Now, if anyone knew me personally in the mid 2000s, I was fucking addicted to this one, more specifically the DDR Extreme and Extreme 2 machines. Back when I was the ripe old age of 17 or so, maybe even younger, I discovered this game while I was on a youth bowling league in the arcade room and spent as much time waiting in line for my turn as I did actually playing it and probably spent enough quarters to buy my own machine! I don’t have the stamina for this one anymore, but I clearly remember playing most of the songs on the hardest difficulty available while people watched in awe and even recorded me playing. I eventually got a job at said bowling alley where I could load up the game with a bunch of credits for free and play to my heart’s content. Some of my favorite songs on that were ‘Daikenkai’, ‘Captain Jack,’ ‘Speedover Beethoven,’ ‘321 Stars,’ ‘Waka Waka,’ ‘The Witch Doctor,’ ‘Afronova’ and of course, you can’t mention DDR without PARANOiA and Twinbee!
Sean, if you’re reading this, I’m still jealous of that one Christmas where you were gifted an all metal arcade style dance pad for your Xbox, to play DDR on your Xbox, without that stupid crinkly mat that slipped all over the place.
Now, here’s where we get to where music games actually influenced my love for a lot of music I still listen to today. I’m gonna be honest and say I never cared for Classic Rock until Guitar Hero came out, and I thank Harmonix for expanding my musical tastes with stuff I wouldn’t have listened to otherwise. Just as proficient with the guitar controllers as I was with the DDR dance pad, I “shredded” my way through Guitar Hero 1-3 ending my career there and never getting 4. A couple of my favorite add-ons for Guitar Hero were Guitar Hero: Metallica and Greenday. I’ve enjoyed Metallica in passing when it came on the radio, but, playing the game got me to enjoy them as a band, and opened me up to more Metal music than I had already listened to at that point in life. Greenday on the other hand, I had already been a fan of them for a while, but still had great fun with it.

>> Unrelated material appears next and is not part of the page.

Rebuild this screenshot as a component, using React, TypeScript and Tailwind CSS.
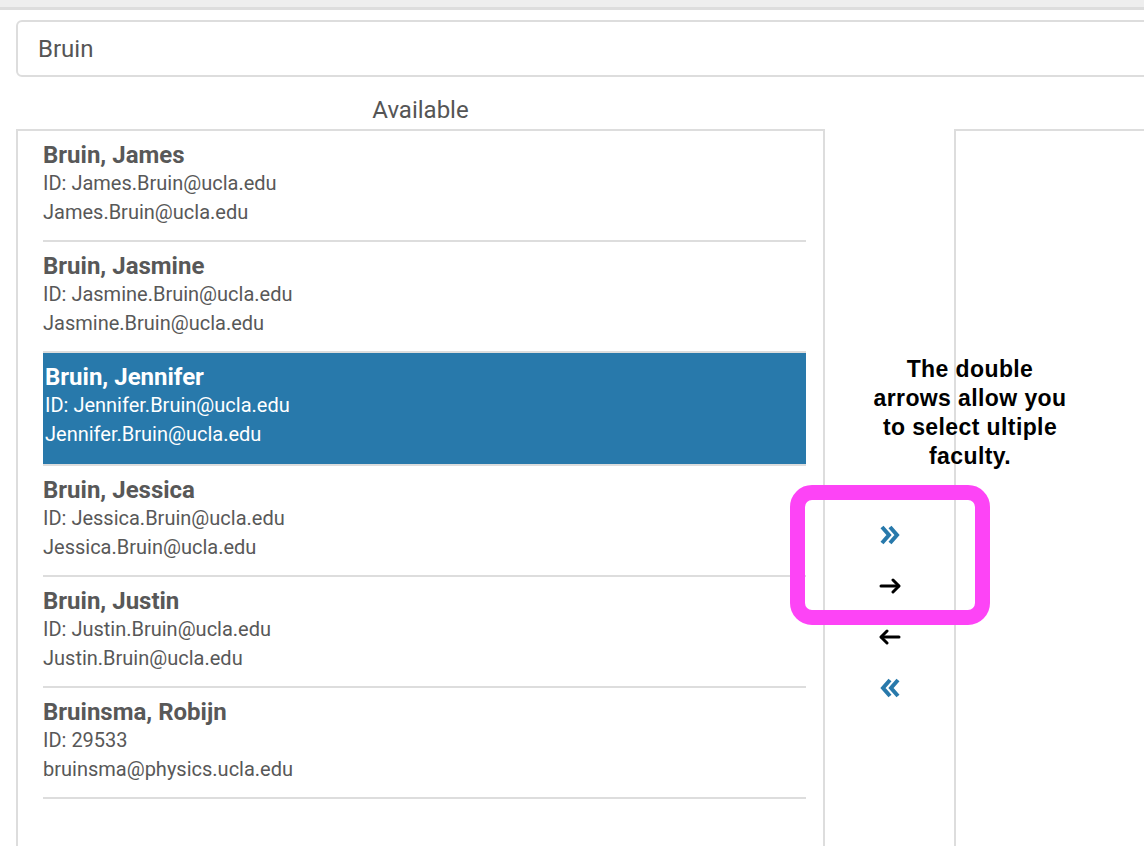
type Person = {
  name: string;
  id: string;
  email: string;
};

const people: Person[] = [
  { name: "Bruin, James", id: "James.Bruin@ucla.edu", email: "James.Bruin@ucla.edu" },
  { name: "Bruin, Jasmine", id: "Jasmine.Bruin@ucla.edu", email: "Jasmine.Bruin@ucla.edu" },
  { name: "Bruin, Jennifer", id: "Jennifer.Bruin@ucla.edu", email: "Jennifer.Bruin@ucla.edu" },
  { name: "Bruin, Jessica", id: "Jessica.Bruin@ucla.edu", email: "Jessica.Bruin@ucla.edu" },
  { name: "Bruin, Justin", id: "Justin.Bruin@ucla.edu", email: "Justin.Bruin@ucla.edu" },
  { name: "Bruinsma, Robijn", id: "29533", email: "bruinsma@physics.ucla.edu" },
];

const selected = "Bruin, Jennifer";

const DoubleChevron = ({ left = false }: { left?: boolean }) => (
  <svg
    width="22"
    height="22"
    viewBox="0 0 22 22"
    fill="none"
    stroke="currentColor"
    strokeWidth="4"
    strokeLinejoin="miter"
    className={left ? "-scale-x-100" : ""}
  >
    <polyline points="3,3 10,11 3,19" />
    <polyline points="11,3 18,11 11,19" />
  </svg>
);

const Arrow = ({ left = false }: { left?: boolean }) => (
  <svg
    width="22"
    height="16"
    viewBox="0 0 22 16"
    fill="none"
    stroke="currentColor"
    strokeWidth="3"
    strokeLinecap="round"
    strokeLinejoin="round"
    className={left ? "-scale-x-100" : ""}
  >
    <line x1="2" y1="8" x2="19.5" y2="8" />
    <polyline points="14,2 20,8 14,14" />
  </svg>
);

const PersonRow = ({ p }: { p: Person }) => {
  const active = p.name === selected;
  return (
    <li
      className={
        active
          ? "border-b-2 border-[#dddddd] bg-[#2879ab] pl-[2px] pt-[10px] pb-[15px] text-white"
          : "border-b-2 border-[#dddddd] pt-[10px] pb-[13px] text-[#585858]"
      }
    >
      <div className="text-[24px] font-bold leading-[29px]">{p.name}</div>
      <div className="text-[20px] leading-[27px]">ID: {p.id}</div>
      <div className="text-[20px] leading-[30px]">{p.email}</div>
    </li>
  );
};

export default function App() {
  return (
    <div className="relative h-[846px] w-[1144px] overflow-hidden bg-white font-['Roboto',sans-serif]">
      <div className="h-[7px] bg-[#eeeeee]" />
      <div className="h-[3px] bg-[#dddddd]" />

      <div className="pl-4 pt-[10px]">
        <div className="flex h-[57px] w-[1160px] items-center rounded-[6px] border-2 border-[#dddddd] pl-[20px] text-[24px] text-[#555555]">
          Bruin
        </div>
      </div>

      <div className="mt-[18px] flex pl-4">
        <div className="w-[809px]">
          <div className="h-[30px] text-center text-[24px] leading-[30px] text-[#555555]">
            Available
          </div>
          <div className="mt-[4px] h-[800px] border-2 border-[#dddddd] pl-[25px] pr-[17px]">
            <ul>
              {people.map((p) => (
                <PersonRow key={p.name} p={p} />
              ))}
            </ul>
          </div>
        </div>

        <div className="flex w-[129px] flex-col items-center pt-[414px]">
          <button className="flex h-[51px] items-center text-[#2879ab]">
            <DoubleChevron />
          </button>
          <button className="flex h-[51px] items-center text-black">
            <Arrow />
          </button>
          <button className="flex h-[51px] items-center text-black">
            <Arrow left />
          </button>
          <button className="flex h-[51px] items-center text-[#2879ab]">
            <DoubleChevron left />
          </button>
        </div>

        <div className="flex-1 pt-[34px]">
          <div className="h-[800px] border-l-2 border-t-2 border-[#dddddd]" />
        </div>
      </div>

      {/* callout over the transfer buttons */}
      <div className="absolute left-[850px] top-[355px] w-[240px] text-center font-['Liberation_Sans',sans-serif] text-[23px] font-bold leading-[29px] tracking-[0.4px] text-black">
        The double
        <br />
        arrows allow you
        <br />
        to select ultiple
        <br />
        faculty.
      </div>
      <div className="absolute left-[790px] top-[485px] h-[140px] w-[200px] rounded-[22px] border-[15px] border-[#fd44f6]" />
    </div>
  );
}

Rockband was no different. It was though, one of my first online gaming experiences with me in North Carolina either on guitar or drums, one friend on vocals in Virginia as well as the other drums and guitars in Virginia. We had a lot of fun with this one, but my family did not with me playing the drums.
Rocksmith on the other hand was on a whole-nother-level; the idea that I could literally plug in a guitar in my game system or PC and play REAL guitar in real time was and still is a confusing concept on how this worked, but it did. I had gotten a guitar for Christmas not long before this one and I failed at learning how to play. I tried YouTube tutorials, in-person lessons, tried to learn chords and whatnot. Rocksmith was an amazing tool to help me learn, but my brain couldn’t just seem to grasp hand/eye/brain coordination to make things happen. It had a ton of learning tools and mini games and amazing lineup of songs to play.

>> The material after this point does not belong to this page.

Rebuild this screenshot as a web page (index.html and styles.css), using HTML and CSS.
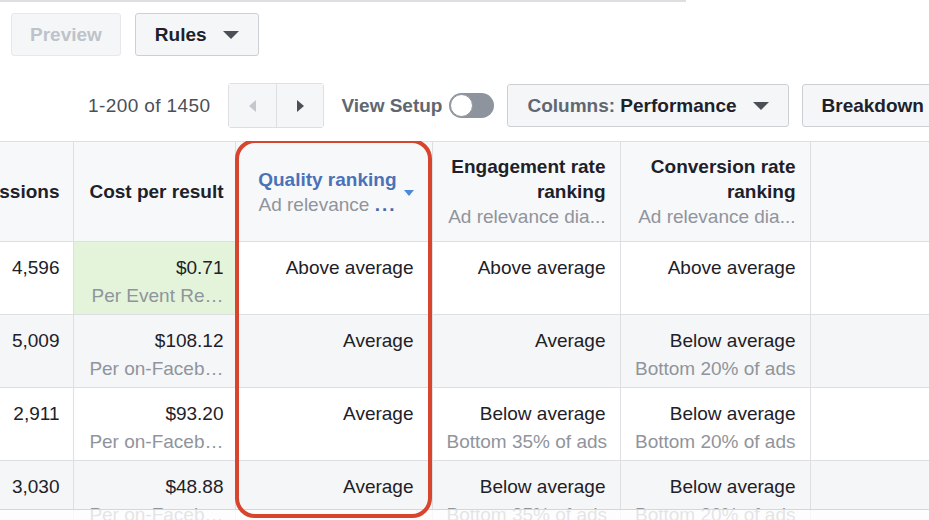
FILE: index.html
```html
<!doctype html>
<html lang="en">
<head>
    <meta charset="UTF-8">
    <meta name="viewport" content="width=device-width, initial-scale=1.0">
    <link rel="stylesheet" href="styles.css">
    <title>Ads Manager</title>
</head>
<body>
<div class="topline"></div>
<div class="bar">
    <button class="btn btn-off">Preview</button>
    <button class="btn">Rules <span class="caret"></span></button>
</div>
<div class="bar bar-view">
    <span class="count">1-200 of 1450</span>
    <div class="pager">
        <button class="pg"><span class="arr arr-left"></span></button>
        <button class="pg"><span class="arr arr-right"></span></button>
    </div>
    <span class="view-setup">View Setup</span>
    <span class="toggle"><span class="knob"></span></span>
    <button class="btn btn-cols"><span class="muted">Columns:</span>&nbsp;Performance <span class="caret"></span></button>
    <button class="btn btn-break">Breakdown</button>
</div>
<div class="grid-wrap">
    <table class="grid">
        <colgroup>
            <col style="width:145px">
            <col style="width:162px">
            <col style="width:197px">
            <col style="width:188px">
            <col style="width:190px">
            <col>
        </colgroup>
        <thead>
        <tr>
            <th>Impressions</th>
            <th>Cost per result</th>
            <th class="sorted">
                <div class="sort">
                    <div>
                        <div class="sort-title">Quality ranking</div>
                        <div class="sub">Ad relevance <b class="dots">...</b></div>
                    </div>
                    <span class="caret-sm"></span>
                </div>
            </th>
            <th>Engagement rate<br>ranking<div class="sub">Ad relevance dia...</div></th>
            <th>Conversion rate<br>ranking<div class="sub">Ad relevance dia...</div></th>
            <th class="blank"></th>
        </tr>
        </thead>
        <tbody>
        <tr>
            <td>4,596</td>
            <td class="best">$0.71<div class="sub">Per Event Re…</div></td>
            <td>Above average</td>
            <td>Above average</td>
            <td>Above average</td>
            <td class="blank"></td>
        </tr>
        <tr>
            <td>5,009</td>
            <td>$108.12<div class="sub">Per on-Faceb…</div></td>
            <td>Average</td>
            <td>Average</td>
            <td>Below average<div class="sub">Bottom 20% of ads</div></td>
            <td class="blank"></td>
        </tr>
        <tr>
            <td>2,911</td>
            <td>$93.20<div class="sub">Per on-Faceb…</div></td>
            <td>Average</td>
            <td>Below average<div class="sub">Bottom 35% of ads</div></td>
            <td>Below average<div class="sub">Bottom 20% of ads</div></td>
            <td class="blank"></td>
        </tr>
        <tr>
            <td>3,030</td>
            <td>$48.88<div class="sub">Per on-Faceb…</div></td>
            <td>Average</td>
            <td>Below average<div class="sub">Bottom 35% of ads</div></td>
            <td>Below average<div class="sub">Bottom 20% of ads</div></td>
            <td class="blank"></td>
        </tr>
        </tbody>
    </table>
    <div class="scroll-fade"></div>
    <div class="highlight"></div>
</div>
</body>
</html>
```

FILE: styles.css
```css
html, body {
    height: 100%;
}

body {
    margin: 0;
    overflow: hidden;
    background: #fff;
    color: #1d2129;
    font-family: "Liberation Sans", Arial, sans-serif;
    font-size: 19px;
}

.topline {
    width: 686px;
    height: 2px;
    background: #dcdee1;
}

.bar {
    display: flex;
    align-items: center;
    padding: 11px 0 0 11px;
}

.bar > * {
    flex-shrink: 0;
}

.bar-view {
    padding: 27px 0 0 88px;
}

.btn {
    display: inline-flex;
    align-items: center;
    height: 43px;
    padding: 0 19px;
    margin-right: 14px;
    border: 1px solid #ccd0d5;
    border-radius: 3px;
    background: #f5f6f7;
    color: #1d2129;
    font: bold 19px "Liberation Sans", Arial, sans-serif;
    white-space: nowrap;
}

.btn-off {
    padding: 0 18px;
    border-color: #e6e8eb;
    color: #bec3c9;
}

.caret {
    display: inline-block;
    width: 0;
    height: 0;
    margin-left: 16px;
    border-left: 8px solid transparent;
    border-right: 8px solid transparent;
    border-top: 8px solid #4b4f56;
}

.count {
    color: #4b4f56;
    margin-right: 18px;
    white-space: nowrap;
    letter-spacing: .4px;
}

.pager {
    display: flex;
    height: 43px;
    border: 1px solid #dddfe2;
    border-radius: 3px;
    margin-right: 17px;
}

.pg {
    width: 47px;
    height: 100%;
    border: none;
    background: #f5f6f7;
    display: flex;
    align-items: center;
    justify-content: center;
}

.pg + .pg {
    border-left: 1px solid #dddfe2;
}

.arr {
    width: 0;
    height: 0;
    border-top: 6px solid transparent;
    border-bottom: 6px solid transparent;
}

.arr-left {
    border-right: 7px solid #c4c7cc;
}

.arr-right {
    border-left: 7px solid #4b4f56;
}

.view-setup {
    color: #606770;
    font-weight: bold;
    white-space: nowrap;
    margin-right: 7px;
}

.toggle {
    display: flex;
    align-items: center;
    width: 45px;
    height: 25px;
    box-sizing: border-box;
    padding: 1px;
    border-radius: 13px;
    background: #8d949e;
    margin-right: 13px;
}

.knob {
    width: 23px;
    height: 23px;
    box-sizing: border-box;
    border-radius: 50%;
    background: #fff;
    border: 1px solid #8d949e;
}

.btn-cols {
    margin-right: 13px;
}

.muted {
    color: #606770;
}

.btn-break {
    margin-right: 0;
    padding-right: 40px;
}

.grid-wrap {
    position: relative;
    margin-top: 13px;
    height: 381px;
    overflow: hidden;
}

.grid {
    margin-left: -72px;
    width: 1001px;
    table-layout: fixed;
    border-collapse: collapse;
}

.grid th, .grid td {
    text-align: right;
    white-space: nowrap;
    overflow: hidden;
    border-right: 1px solid #dddfe2;
    border-bottom: 1px solid #dddfe2;
}

.grid th {
    height: 99px;
    padding: 0 14px;
    line-height: 25px;
    background: #f7f8fa;
    border-top: 1px solid #dddfe2;
    vertical-align: middle;
}

.grid th.sorted {
    padding-right: 18px;
}

.grid td {
    height: 73px;
    padding: 12px 14px 0;
    box-sizing: border-box;
    line-height: 28px;
    vertical-align: top;
}

.grid th:nth-child(1), .grid td:nth-child(1) {
    padding-right: 13px;
}

.grid th:nth-child(2), .grid td:nth-child(2) {
    padding-right: 11px;
}

.grid td:nth-child(3) {
    padding-right: 18px;
}

.grid td.best {
    background: #e3f4da;
}

.grid tbody tr:nth-child(even) td {
    background: #f5f6f7;
}

.grid th.blank, .grid td.blank {
    border-right: none;
}

.sub {
    color: #90949c;
    font-weight: normal;
}

.sort {
    display: flex;
    justify-content: flex-end;
    align-items: center;
}

.sort-title {
    color: #4a72b8;
}

.dots {
    color: #4a6aa5;
    letter-spacing: 2px;
}

.caret-sm {
    width: 0;
    height: 0;
    margin-left: 7px;
    margin-top: 2px;
    border-left: 5px solid transparent;
    border-right: 5px solid transparent;
    border-top: 6px solid #4a8bd6;
}

.scroll-fade {
    position: absolute;
    left: 0;
    right: 0;
    top: 368px;
    height: 13px;
    background: rgba(255, 255, 255, .75);
    border-top: 1px solid #d3d6da;
}

.highlight {
    position: absolute;
    left: 235px;
    top: -2px;
    width: 197px;
    height: 379px;
    box-sizing: border-box;
    border: 4px solid #d8452e;
    border-radius: 20px;
}
```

Last but not least, is Beat Saber. I’m not gonna say I bought an HTC Vive just to play Beat Saber but it HEAVILY influenced my purchasing decision. This fun little game packs a huge punch in the rhythm genre. Going back to my roots of “working out,” this game has an amazing setlist for anyone to enjoy, especially with “Beat Saver” mod where users make their own beats with an endless amount of songs to download. I’m not afraid to say ‘Take On Me’ and ‘Beat It’ are a couple of my favorites. This game remains one of my most played virtual reality games in my library, and rightfully so. It’s addicting, challenging, fast paced and just plain fun!

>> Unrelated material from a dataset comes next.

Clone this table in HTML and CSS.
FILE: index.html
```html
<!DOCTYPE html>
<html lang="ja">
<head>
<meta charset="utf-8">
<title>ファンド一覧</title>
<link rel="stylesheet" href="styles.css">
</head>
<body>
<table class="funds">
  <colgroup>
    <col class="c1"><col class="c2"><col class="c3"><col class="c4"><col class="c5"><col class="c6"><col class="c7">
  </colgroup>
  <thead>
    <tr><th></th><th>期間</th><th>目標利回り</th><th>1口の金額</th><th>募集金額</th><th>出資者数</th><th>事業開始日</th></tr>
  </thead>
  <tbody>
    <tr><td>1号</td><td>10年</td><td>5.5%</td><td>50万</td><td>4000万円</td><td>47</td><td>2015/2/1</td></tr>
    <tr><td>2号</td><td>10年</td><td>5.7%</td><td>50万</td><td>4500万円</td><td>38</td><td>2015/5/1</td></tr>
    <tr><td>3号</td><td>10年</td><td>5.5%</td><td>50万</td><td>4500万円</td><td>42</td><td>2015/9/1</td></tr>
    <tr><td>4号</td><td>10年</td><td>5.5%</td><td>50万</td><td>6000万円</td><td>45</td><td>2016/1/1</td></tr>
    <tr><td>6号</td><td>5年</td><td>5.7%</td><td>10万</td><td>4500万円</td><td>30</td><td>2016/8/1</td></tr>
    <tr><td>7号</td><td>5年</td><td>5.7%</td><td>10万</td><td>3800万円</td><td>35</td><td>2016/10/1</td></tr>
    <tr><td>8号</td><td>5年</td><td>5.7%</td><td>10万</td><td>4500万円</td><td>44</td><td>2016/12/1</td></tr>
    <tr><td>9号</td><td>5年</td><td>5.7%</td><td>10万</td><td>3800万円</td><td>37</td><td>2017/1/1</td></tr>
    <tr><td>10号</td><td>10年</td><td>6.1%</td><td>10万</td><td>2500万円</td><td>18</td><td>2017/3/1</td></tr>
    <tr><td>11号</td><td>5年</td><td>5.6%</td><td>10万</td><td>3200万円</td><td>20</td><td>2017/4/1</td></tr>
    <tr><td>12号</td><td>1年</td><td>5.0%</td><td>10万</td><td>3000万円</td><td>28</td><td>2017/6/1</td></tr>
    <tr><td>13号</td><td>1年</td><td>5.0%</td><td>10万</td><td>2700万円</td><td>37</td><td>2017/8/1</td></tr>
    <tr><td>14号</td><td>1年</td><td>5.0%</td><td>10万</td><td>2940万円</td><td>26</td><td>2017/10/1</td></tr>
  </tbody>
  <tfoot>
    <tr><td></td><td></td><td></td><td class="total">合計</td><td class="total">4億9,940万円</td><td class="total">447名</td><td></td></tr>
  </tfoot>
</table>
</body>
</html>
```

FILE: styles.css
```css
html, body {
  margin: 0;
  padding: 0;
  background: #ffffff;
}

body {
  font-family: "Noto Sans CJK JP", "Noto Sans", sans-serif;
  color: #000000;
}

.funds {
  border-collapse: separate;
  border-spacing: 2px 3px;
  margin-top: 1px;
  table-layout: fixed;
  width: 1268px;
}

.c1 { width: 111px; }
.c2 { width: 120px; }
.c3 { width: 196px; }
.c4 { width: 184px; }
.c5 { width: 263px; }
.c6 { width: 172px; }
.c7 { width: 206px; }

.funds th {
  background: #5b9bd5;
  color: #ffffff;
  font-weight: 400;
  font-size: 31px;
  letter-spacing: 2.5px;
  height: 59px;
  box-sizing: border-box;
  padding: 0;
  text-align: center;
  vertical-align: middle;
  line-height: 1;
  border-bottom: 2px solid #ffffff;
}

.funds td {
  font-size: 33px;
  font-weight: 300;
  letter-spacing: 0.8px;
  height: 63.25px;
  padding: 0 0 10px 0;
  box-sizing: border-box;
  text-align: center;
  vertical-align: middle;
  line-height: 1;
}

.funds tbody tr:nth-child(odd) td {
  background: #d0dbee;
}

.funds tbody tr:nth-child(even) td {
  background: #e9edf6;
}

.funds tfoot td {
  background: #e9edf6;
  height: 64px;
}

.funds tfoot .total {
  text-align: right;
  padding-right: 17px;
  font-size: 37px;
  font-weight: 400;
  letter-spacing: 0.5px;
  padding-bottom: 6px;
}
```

We all know I missed quite a few games, but these are the ones that had the most impact in my life so here’s some I still had tons of fun with!
There was a wonderful little mobile Guitar Hero clone called Tap Tap Revolution that satisfied my hunger for music and rhythm on the go.
Lumines: Electronic Symphony for the Playstation Vita had reignited a long-lost addiction to Tetris that resembled Tetris, but with a horizontal and music twist.
Tetris Effect: Connect that was just recently released and that itself was like a mix of Lumines and Tetris. Highly addicting with wonderful music and visuals
All in all, video games aren’t just mindless fun rotting our brains (not that there’s anything wrong with that of course). You can learn a lot, and they can introduce you to things and songs you may never have seen, or would see or hear, without them, and they help you to discover new and old favorites.